Bruce Whiteman, in his essay “Saphho; or, on Loss,” surveys the many subjectivities translators have created for Sappho throughout the long history of her work’s translation into English. Whiteman highlights the enduring appeal that the biographical vacuum surrounding Sappho and the fragmentary nature of her work have held for readers and translators alike. Reflecting on the extraliterary attraction that Sappho’s work held for writers within the modernist tradition, Whiteman asserts that “poetry inevitably incites us to emotions that are part of its being in the world, even if they are not precisely encoded in the words. Reading Keats, who can ignore how unbearably short his life was?” Whiteman’s essay shows how Sappho’s ability “to remind us of the continuity through 2,500 years of emotion and the inner life of an individual person” accounts for the disparity between the size of her surviving oeuvre and the excessive interest it has provoked.

Charles Martin’s review “Whose Salinger?” offers compelling evidence that J.D. Salinger biographers abhor a vacuum even more than nature does. On his way to reviewing David Shields’s and Shane Salerno’s recently released biography Salinger, Martin surveys the history of Salinger biography, enumerating the many legal, critical, familial, and personal obstacles that have frustrated previous attempts at crafting a balanced analysis of the reclusive author’s life and work. Martin also discusses memoirs written by Salinger’s one time girlfriend, Joyce Maynard, as well as one written by his daughter, Margaret Salinger. However, Martin gives Salinger himself the final word regarding the possibility of organizing the details of a life into anything beyond thoughtful conjecture: “The more I age, senesce, the more convinced I am that our chances of getting through to any intact set of reasons for the way things go are nil.”

James Santel, in his essay “On David Foster Wallace’s Conservatism,” focuses his attention primarily on Wallace’s nonfiction and interviews in order to investigate exactly how the late writer’s valorization of the conservative principle of individual choice stemmed from his belief that we are ultimately isolated within ourselves. Santel details the ways in which Wallace’s “hope that human beings could transcend the limits of selfhood and language to reach one another in meaningful ways” was undercut by a “small-c conservatism” and “deference to individual choice that arises from the inevitability of solipsism and isolation.” Santel’s essay raises provocative questions about the ways in which “Wallace’s unwillingness to offer conclusions sits uneasily alongside his evident desire to change his readers’ thinking.” The essay eloquently describes the ferment of a hermetically sealed mind yearning for a connection it cannot put stock in.

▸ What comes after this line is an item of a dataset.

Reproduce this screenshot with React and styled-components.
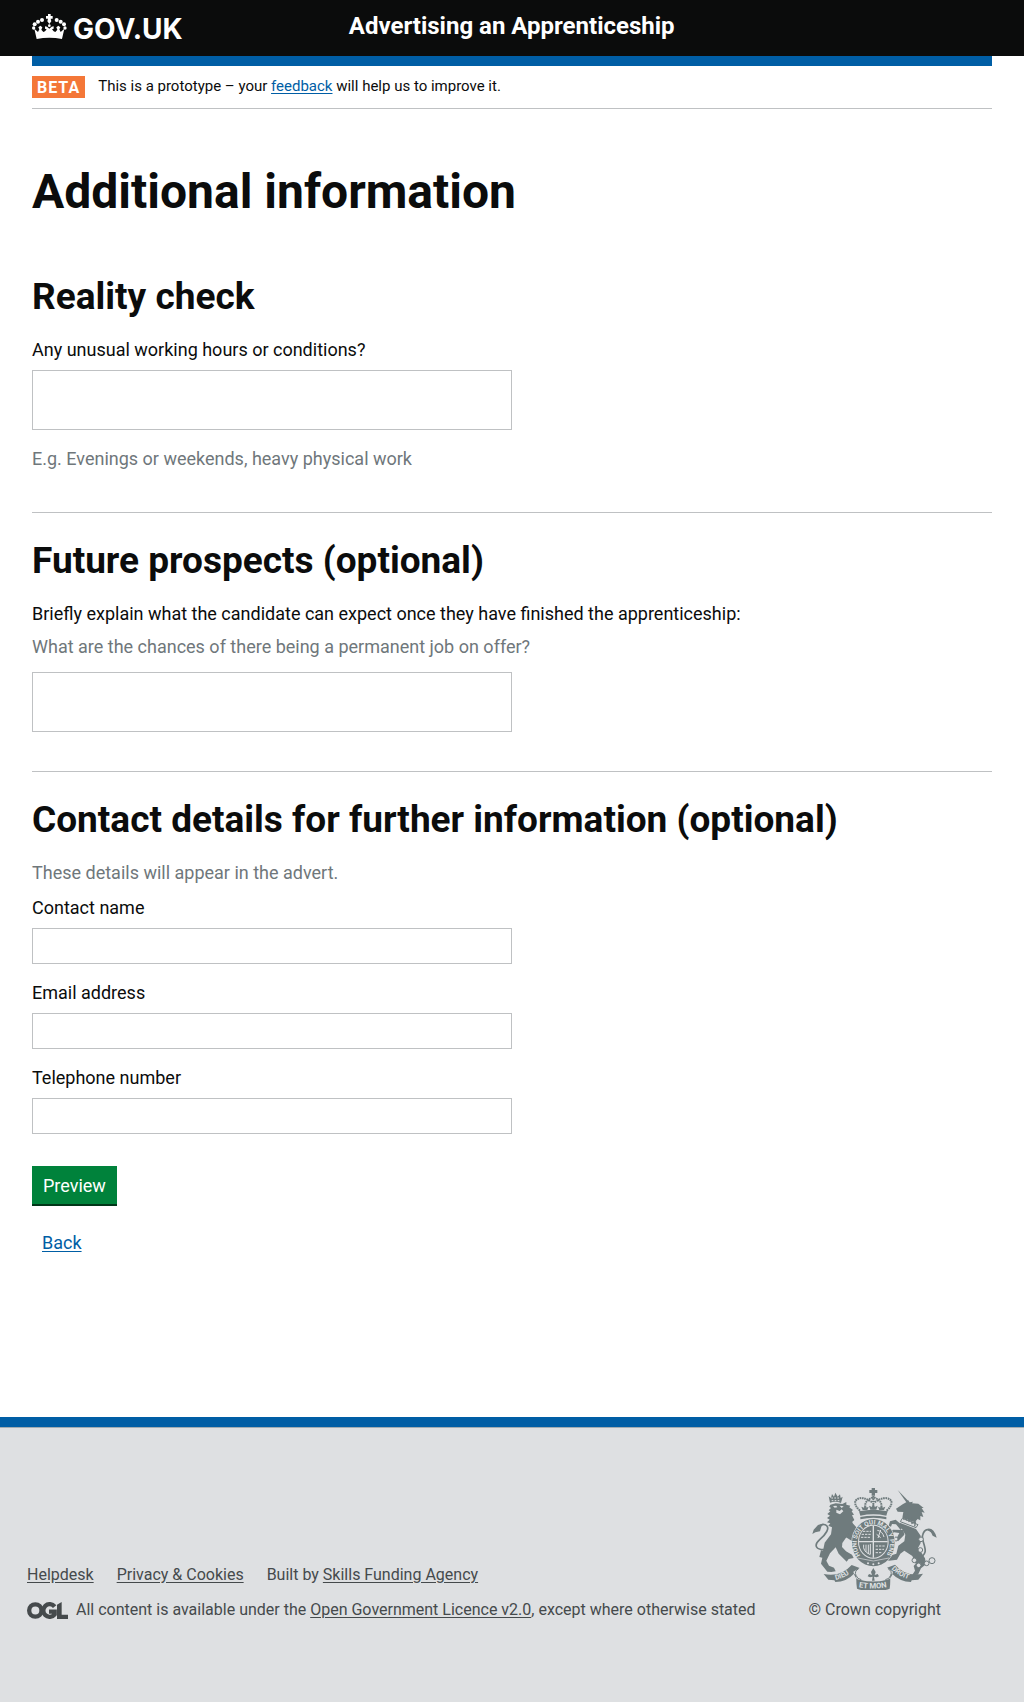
import React from "react";
import styled, { createGlobalStyle } from "styled-components";

const INK = "#0b0c0c";
const BLUE = "#005ea5";
const GREY = "#6f777b";
const RULE = "#bfc1c3";
const FOOT = "#dee0e2";
const CREST = "#6f7b7d";

const GlobalStyle = createGlobalStyle`
  *, *::before, *::after { box-sizing: border-box; }
  body {
    margin: 0;
    background: #fff;
    color: ${INK};
    font: 400 18px/24px Roboto, "Liberation Sans", sans-serif;
  }
  h1, h2, p { margin: 0; }
`;

const Header = styled.header`
  background: ${INK};
  color: #fff;
`;
const Container = styled.div`
  max-width: 960px;
  margin: 0 32px;
  @media (min-width: 1025px) { margin: 0 auto; }
`;
const HeaderInner = styled(Container)`
  display: grid;
  grid-template-columns: 33% 1fr;
  min-height: 56px;
  align-items: start;
`;
const Logo = styled.a`
  display: flex;
  align-items: flex-start;
  gap: 6px;
  padding-top: 14px;
  color: #fff;
  text-decoration: none;
  font: 700 28px/30px Inter, sans-serif;
`;
const ServiceName = styled.a`
  padding-top: 11px;
  color: #fff;
  font-size: 24px;
  font-weight: 700;
  line-height: 30px;
  text-decoration: none;
`;
const Banner = styled.div`
  display: flex;
  align-items: flex-start;
  gap: 13px;
  padding: 10px 0;
  border-top: 10px solid ${BLUE};
  border-bottom: 1px solid ${RULE};
  font-size: 15px;
  line-height: 20px;
`;
const Tag = styled.strong`
  padding: 2px 5px 0 5px;
  background: #f47738;
  color: #fff;
  font-size: 16px;
  line-height: 20px;
  letter-spacing: 1px;
`;
const Link = styled.a`
  color: ${(p) => (p.$plain ? "inherit" : BLUE)};
  text-underline-offset: 2px;
`;
const Title = styled.h1`
  margin-top: 58px;
  font-size: 48px;
  line-height: 50px;
`;
const Section = styled.section`
  padding: ${(p) => (p.$first ? "60px 0 41px" : "28px 0 39px")};
  border-bottom: ${(p) => (p.$last ? "0" : `1px solid ${RULE}`)};
`;
const Heading = styled.h2`
  margin-bottom: 21px;
  font-size: 37px;
  line-height: 40px;
`;
const Field = styled.div`
  display: grid;
  gap: 8px;
  & + & { margin-top: 17px; }
`;
const Label = styled.label`
  justify-self: start;
`;
const Hint = styled.p`
  margin: ${(p) => p.$margin || "0"};
  color: ${GREY};
`;
const Input = styled.input`
  width: 50%;
  height: 36px;
  padding: 5px;
  border: 1px solid ${RULE};
  border-radius: 0;
  background: #fff;
  color: ${INK};
  font: inherit;
`;
const TextArea = styled(Input).attrs({ as: "textarea" })`
  display: block;
  height: 60px;
  resize: none;
`;
const Actions = styled.div`
  display: grid;
  justify-items: start;
  gap: 25px;
  margin: -7px 0 162px;
`;
const Button = styled.button`
  height: 40px;
  padding: 0 11px;
  border: 0;
  background: #00823b;
  box-shadow: inset 0 -2px 0 #003618;
  color: #fff;
  font: inherit;
`;
const BackLink = styled(Link)`
  margin-left: 10px;
`;
const Footer = styled.footer`
  border-top: 10px solid ${BLUE};
  background: ${FOOT};
  color: #454a4c;
  font-size: 16px;
  line-height: 20px;
`;
const FooterInner = styled.div`
  display: flex;
  justify-content: space-between;
  align-items: flex-end;
  max-width: 1024px;
  margin: 0 auto;
  padding: 60px 83px 82px 27px;
`;
const FooterRule = styled.div`
  border-top: 1px solid #a1acb2;
`;
const Meta = styled.div`
  display: grid;
  gap: 15px;
`;
const LinkList = styled.ul`
  display: flex;
  gap: 23px;
  margin: 0;
  padding: 0;
  list-style: none;
`;
const Licence = styled.div`
  display: flex;
  align-items: center;
  gap: 8px;
`;
const Copyright = styled.div`
  display: grid;
  justify-items: center;
  gap: 10px;
`;

function Crown() {
  return (
    <svg width="35" height="26" viewBox="96 42 105 78" fill="#fff" aria-hidden="true">
      <path d="M144 42h8v6h6v8h-6l2 8-6 8-6-8 2-8h-6v-8h6z" />
      <circle cx="126" cy="60" r="6" />
      <circle cx="114" cy="65" r="6" />
      <circle cx="104" cy="73" r="6" />
      <circle cx="101" cy="84" r="5" />
      <circle cx="170" cy="60" r="6" />
      <circle cx="182" cy="65" r="6" />
      <circle cx="192" cy="73" r="6" />
      <circle cx="195" cy="84" r="5" />
      <circle cx="148" cy="77" r="4" />
      <path d="M103 86l11 10 4-8-3-6 6-5 6 5-3 7 6 7 5-2 5-6-5-2v-7l6 1 7 6 7-6 6-1v7l-5 2 5 6 5 2 6-7-3-7 6-5 6 5-3 6 4 8 11-10-7 31q-38-8-76 0z" />
    </svg>
  );
}

function OglMark() {
  return (
    <svg width="41" height="17" viewBox="0 0 123 51" fill="none" stroke="#454a4c" strokeWidth="13" role="img" aria-label="Open Government Licence">
      <circle cx="25" cy="25.500" r="18.500" />
      <path d="M83 14A19 19 0 1 0 83 37V29H66" />
      <path d="M90 8L104 0V38H123V51H90Z" fill="#454a4c" stroke="none" />
    </svg>
  );
}

function RoyalArms() {
  return (
    <svg width="125" height="102" viewBox="66 54 375 306" fill={CREST} role="img" aria-label="Royal coat of arms">
      <defs>
        <path id="garter" d="M211 256A50 57 0 1 1 289 256" />
        <path id="dieu" d="M137 330Q168 324 191 299" />
        <path id="etmon" d="M206 352Q250 360 296 350" />
        <path id="droit" d="M304 297Q328 322 366 330" />
      </defs>
      {/* imperial crown */}
      <path d="M245 54h10v6h7v9h-7v8h-10v-8h-7v-9h7zM211 137l-4-13q43-10 86 0l-4 13q-39-8-78 0zM211 141q39-8 78 0v7q-39-9-78 0z" />
      <path d="M210 122C174 90 212 70 246 97M290 122C326 90 288 70 254 97M229 118C220 100 231 89 249 82M271 118C280 100 269 89 251 82M250 78V120" fill="none" stroke={CREST} strokeWidth="6" strokeDasharray="5 2" />
      <path d="M218 120l-4-10 8 3 2-7 5 7 7-3-4 10zM241 119l-4-12 9 4 4-11 4 11 9-4-4 12zM268 120l-4-10 7 3 5-7 2 7 8-3-4 10z" />
      {/* lion */}
      <path d="M120 98l-4-19 7 5 3-12 6 8 4-12 7 12 7-7 2 11 6-4-5 19q-16-7-33-1z" />
      <path d="M124 84h27M125 92h27" stroke={FOOT} strokeWidth="3" strokeDasharray="5 4" />
      <path d="M121 104l16-4 20 2 12-6 0 8 12 3-3 5 11 8-4 4 7 10-6 2 7 14-6 5 1 12 11 14 5 22-9-3-3 20-12-17-11-1-12 17-1 12 12 13 18 10 5 10-15 3-6 8-24-24-9-19-17 18-11 22 8 15 15 6 5 11-13 2-12-1-19-24 4-18-9-2 5-20 6 1 5-24 19-25 3-21-11-5 6-7-10-3 8-8-8-5 9-7-8-5 9-8-5-3 7-7-5-4z" />
      <path d="M129 108l10-1 3 5-8 1zM149 107l12 2-6 5zM139 119l10 4 6-5 5 6-10 9-11-5z" fill={FOOT} />
      <path d="M184 155l17 19-9 12-12-7zM171 190l20 12-4 12-19-12z" />
      <path d="M110 238C77 242 70 226 89 209C108 193 120 174 109 166Q100 159 84 171" fill="none" stroke={CREST} strokeWidth="5" />
      <path d="M67 192l4-13 13-14 17-5-7 10-4 14-14 3z" />
      {/* unicorn */}
      <path d="M323 60l32 33-5 5z" />
      <path d="M350 96l4-6 5 7 10-2-3 5 19 1 16 13-6 0 9 14-9-2 5 15-9-3 0 13-8-4-9 10-37-14 3-17-17-1-5-9 20-13z" />
      <path d="M337 145l47 19-6 9-47-18z" fill={FOOT} stroke={CREST} strokeWidth="3" />
      <path d="M341 149l1-10 7 10 4-9 4 13 8-7 1 14 10-4-2 13" fill="none" stroke={CREST} strokeWidth="4" />
      <path d="M329 158l49 19 14 20 0 22-8 15 7 9 14 22 3 18-15 12-9 19-18 2 9-14-4-14 6-7-10-23-24-16-12 9-10 18-24 3-14-4 14-10 22-7 6-24 18-13 3-20-15-26z" />
      <path d="M340 169l-23-20-17 5-4 13 7 3 3-8 12 1 14 17zM340 180l-31-1-12 11 7 6 8-9 16 2-9 17 5 8 19-20z" />
      <path d="M383 265C428 251 391 216 398 195Q406 168 427 187" fill="none" stroke={CREST} strokeWidth="5" />
      <path d="M409 177q22-7 31 26l-12-6-5-10z" />
      <g fill={FOOT} stroke={CREST} strokeWidth="3">
        <circle cx="393" cy="208" r="7" />
        <circle cx="391" cy="240" r="7" />
        <circle cx="373" cy="271" r="7" />
        <circle cx="386" cy="286" r="7" />
        <circle cx="410" cy="280" r="7" />
        <circle cx="426" cy="272" r="9" />
        <circle cx="318" cy="207" r="6" />
      </g>
      {/* garter and shield */}
      <ellipse cx="250" cy="218" rx="66" ry="73" fill={FOOT} />
      <ellipse cx="250" cy="218" rx="64" ry="71" />
      <ellipse cx="250" cy="215" rx="46" ry="51" fill={FOOT} />
      <ellipse cx="250" cy="215" rx="43" ry="48" />
      <path d="M250 167V263M207 215H293" stroke={FOOT} strokeWidth="4" />
      <path d="M219 184h24M215 193h28M213 202h30M257 228h29M257 238h25M257 248h18" stroke={FOOT} strokeWidth="3" strokeDasharray="7 3" />
      <path d="M262 181q15 2 20 20M260 193l12 10M272 180l-8 24M221 224q-4 20 20 30M228 224v22M235 224v28M241 222v31" fill="none" stroke={FOOT} strokeWidth="3" />
      <path d="M203 264l47 9 47-9" fill="none" stroke={FOOT} strokeWidth="2" />
      <circle cx="234" cy="280" r="3" fill={FOOT} />
      <circle cx="250" cy="283" r="3" fill={FOOT} />
      <circle cx="266" cy="280" r="3" fill={FOOT} />
      {/* motto scroll */}
      <path d="M101 312q50 11 84-27l24 9-19 11q5 25 22 25 38 9 76 0 18-3 21-25l-18-12 24-9q33 38 84 27l-14 18-20 2-2 5q-33-1-57-25l-6 5q2 21-1 40-49 18-98 0-3-20-2-40l-7-5q-23 25-56 25l-3-5-18-2z" />
      <path d="M206 296q-14 8-8 20 4 12 16 13 36 8 72 0 12-1 16-13 6-12-8-20z" fill={FOOT} />
      <path d="M206 296q-14 8-8 20 4 12 16 13M294 296q14 8 8 20-4 12-16 13" fill="none" stroke={CREST} strokeWidth="3" />
      <path d="M250 294l7 12-3 9 9-3 4 7-7 3-8-2 2 12h-8l2-12-8 2-7-3 4-7 9 3-3-9z" />
      <g fill={FOOT} fontFamily="Roboto, sans-serif" fontWeight="700" fontSize="19" aria-hidden="true">
        <text><textPath href="#garter">HONI SOIT QUI MAL Y PENSE</textPath></text>
        <text fontSize="21"><textPath href="#dieu">DIEU</textPath></text>
        <text fontSize="23"><textPath href="#etmon">ET MON</textPath></text>
        <text fontSize="21"><textPath href="#droit">DROIT</textPath></text>
      </g>
    </svg>
  );
}

const CONTACT_FIELDS = [
  { id: "contact-name", label: "Contact name", type: "text" },
  { id: "email", label: "Email address", type: "email" },
  { id: "telephone", label: "Telephone number", type: "tel" },
];

export default function App() {
  return (
    <>
      <GlobalStyle />
      <Header>
        <HeaderInner>
          <Logo href="#"><Crown />GOV.UK</Logo>
          <ServiceName href="#">Advertising an Apprenticeship</ServiceName>
        </HeaderInner>
      </Header>
      <Container as="main">
        <Banner>
          <Tag>BETA</Tag>
          <p>This is a prototype – your <Link href="#">feedback</Link> will help us to improve it.</p>
        </Banner>
        <Title>Additional information</Title>
        <form onSubmit={(e) => e.preventDefault()}>
          <Section $first>
            <Heading>Reality check</Heading>
            <Field>
              <Label htmlFor="conditions">Any unusual working hours or conditions?</Label>
              <TextArea id="conditions" aria-describedby="conditions-hint" />
            </Field>
            <Hint id="conditions-hint" $margin="17px 0 0">E.g. Evenings or weekends, heavy physical work</Hint>
          </Section>
          <Section>
            <Heading>Future prospects (optional)</Heading>
            <Label htmlFor="prospects">Briefly explain what the candidate can expect once they have finished the apprenticeship:</Label>
            <Hint id="prospects-hint" $margin="9px 0 13px">What are the chances of there being a permanent job on offer?</Hint>
            <TextArea id="prospects" aria-describedby="prospects-hint" />
          </Section>
          <Section $last>
            <Heading>Contact details for further information (optional)</Heading>
            <Hint $margin="0 0 11px">These details will appear in the advert.</Hint>
            {CONTACT_FIELDS.map((f) => (
              <Field key={f.id}>
                <Label htmlFor={f.id}>{f.label}</Label>
                <Input id={f.id} type={f.type} />
              </Field>
            ))}
          </Section>
          <Actions>
            <Button type="submit">Preview</Button>
            <BackLink href="#">Back</BackLink>
          </Actions>
        </form>
      </Container>
      <Footer>
        <FooterRule />
        <FooterInner>
          <Meta>
            <LinkList>
              <li><Link $plain href="#">Helpdesk</Link></li>
              <li><Link $plain href="#">Privacy &amp; Cookies</Link></li>
              <li>Built by <Link $plain href="#">Skills Funding Agency</Link></li>
            </LinkList>
            <Licence>
              <OglMark />
              <p>All content is available under the <Link $plain href="#">Open Government Licence v2.0</Link>, except where otherwise stated</p>
            </Licence>
          </Meta>
          <Copyright>
            <RoyalArms />
            <span>© Crown copyright</span>
          </Copyright>
        </FooterInner>
      </Footer>
    </>
  );
}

In his round-up review of recent poetry collections “Levels of Ambition,” David Mason goes on a search for vitality in modern poetry, using an excerpt from W. H. Auden’s oratorio For the Time Being for comparison. In doing so, Mason highlights what he sees as the shortcomings and achievements of recent collections by Franz Wright, William Logan, Debora Greger, David Lehman, and Stephanos Papadopoulos. Though comparing anyone’s work to Auden in his prime is likely to prove unkind to the contemporary, Mason’s choice proves to be an inspired one, especially in aiding his appraisal of Franz Wright and William Logan, poets he finds one dimensional. Describing the simultaneously wearying and exceptional aspects of each poet’s writing, Mason asserts that “Wright is all confession, all open sores and sensitivity, while Logan is a prolific ironist.” While calling out modern poetry for a perceived lack of ambition isn’t a new criticism, Mason’s approach feels fresh.

As always, this latest issue of The Hudson Review also contains significant creative work from established poets and writers, but what continues to make The Hudson Review one of the premier journals of literature, arts, and culture is the academic rigor and penetrating intelligence of its essayists and reviewers. Whether they’re writing essays on literature; chronicles of film, dance, art, theatre, and music; or reviews of recently released books, the writers take great pains to situate their judgments within a larger critical context in ways that are engrossing and inventive.